In the rest of his letter, he lashes out against everything he thinks is wrong with the HBO, from a sense of inferiority to a lack of identity, and in passing also takes a swipe at the scientific research culture at both HBO and university. As a researcher who has been active in both the HBO and the university, I feel compelled to respond to this.

In the relentless attempts of the Dutch universities to get as high up in their ivory towers as possible, Mr Derksen is doing here what academics always do: he is criticising everything that does not fit into their highly-skilled mould. First, he criticised the introduction of the terms 'bachelor' and 'master', intended to better reflect the internationalisation of education and to simplify the transfer of knowledge. Now it is about the introduction of the title 'professional doctor', intended to bring research and practice closer together. The average PhD graduate has no interest in progression and simplification and looks down on something as trivial as practical experience!

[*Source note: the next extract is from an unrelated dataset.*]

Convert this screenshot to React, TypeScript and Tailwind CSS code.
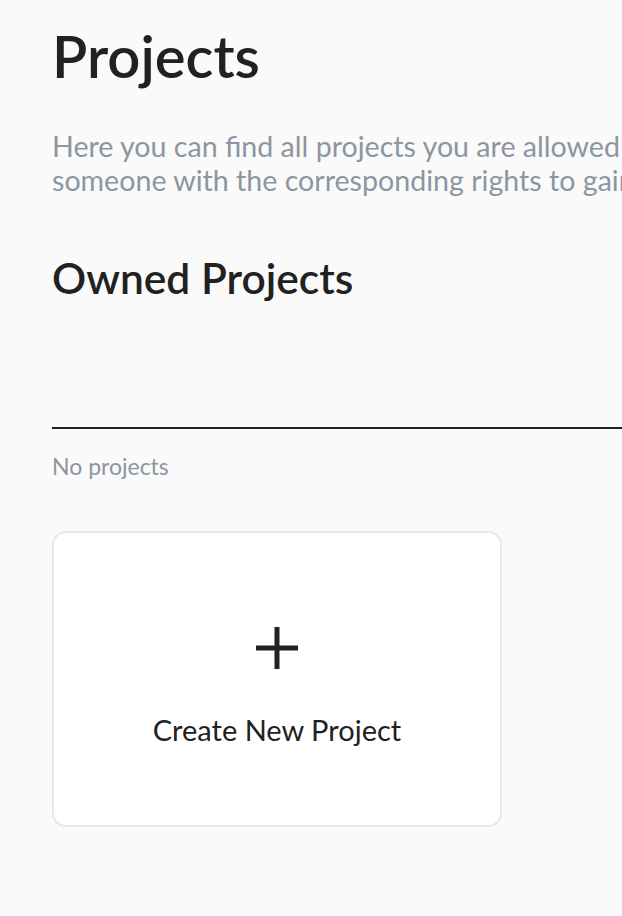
import React from "react";

const PlusIcon = () => (
  <svg width="44" height="44" viewBox="0 0 44 44" fill="none">
    <path d="M22 1v42M1 22h42" stroke="#222222" strokeWidth="5" />
  </svg>
);

const App = () => {
  return (
    <div className="w-[622px] h-[916px] overflow-hidden bg-[#fafafa] text-[#212121] font-['Lato','Liberation_Sans',sans-serif]">
      <div className="w-[1100px] pl-[52px] pt-[18px]">
        <h1 className="text-[58px] leading-[76px] font-semibold">Projects</h1>
        <p className="mt-[35px] text-[28.6px] leading-[34px] text-[#8c96a0] whitespace-nowrap">
          Here you can find all projects you are allowed to view. If you are missing a project, please contact
          <br />
          someone with the corresponding rights to gain access to it.
        </p>
        <h2 className="mt-[56px] text-[42.5px] leading-[50px] font-semibold">Owned Projects</h2>
        <div className="mt-[124px] border-t-2 border-[#222222]" />
        <p className="mt-[22px] text-[23px] leading-[30px] text-[#8c96a0]">No projects</p>
        <button className="mt-[50px] w-[450px] h-[296px] flex flex-col items-center pt-[93px] gap-[43px] bg-white border-2 border-[#e8e8e8] rounded-[14px]">
          <PlusIcon />
          <span className="text-[29px] leading-[34px]">Create New Project</span>
        </button>
      </div>
    </div>
  );
};

export default App;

The academic institutions' sense of superiority is apparently so great that instead of seeing the HBO as an associate and one of the steps on a common staircase towards good education and research, they prefer to kick the ladder out from under them.

Maybe it is because of the relentless criticism of the limited usefulness of most scientific research. Or maybe it is the excessive subsidy mentality and the distorted publication culture. Perhaps it is because of the extremely narrow path to the academic summit, a path mainly tailored to ageing white men and where there is only room for a few. Problems that the HBO is much less confronted with. Bringing the other down to make yourself look better is a sign of weakness. The burden of inferiority does not lie with the HBO’s, as Mr Derksen claims, but with the universities themselves, who feel that they are being surpassed on all sides.

It is also notable that Mr Derksen appears to be attacking his own academic culture, claiming that most university studies waste time teaching research skills. Evidently, he thinks that scientific methodology at any level is a waste of time. He seems to have forgotten that an inquisitive attitude and the associated analytical capacities are very useful to any professional, not just those who conduct research. It would be wise of Mr Derksen to reach out to the HBO, instead of spouting blindly down from his ivory tower. Hopefully, articles like this are the last throes of a dying breed: the arrogant academic. An interesting topic for a professional doctorate, perhaps?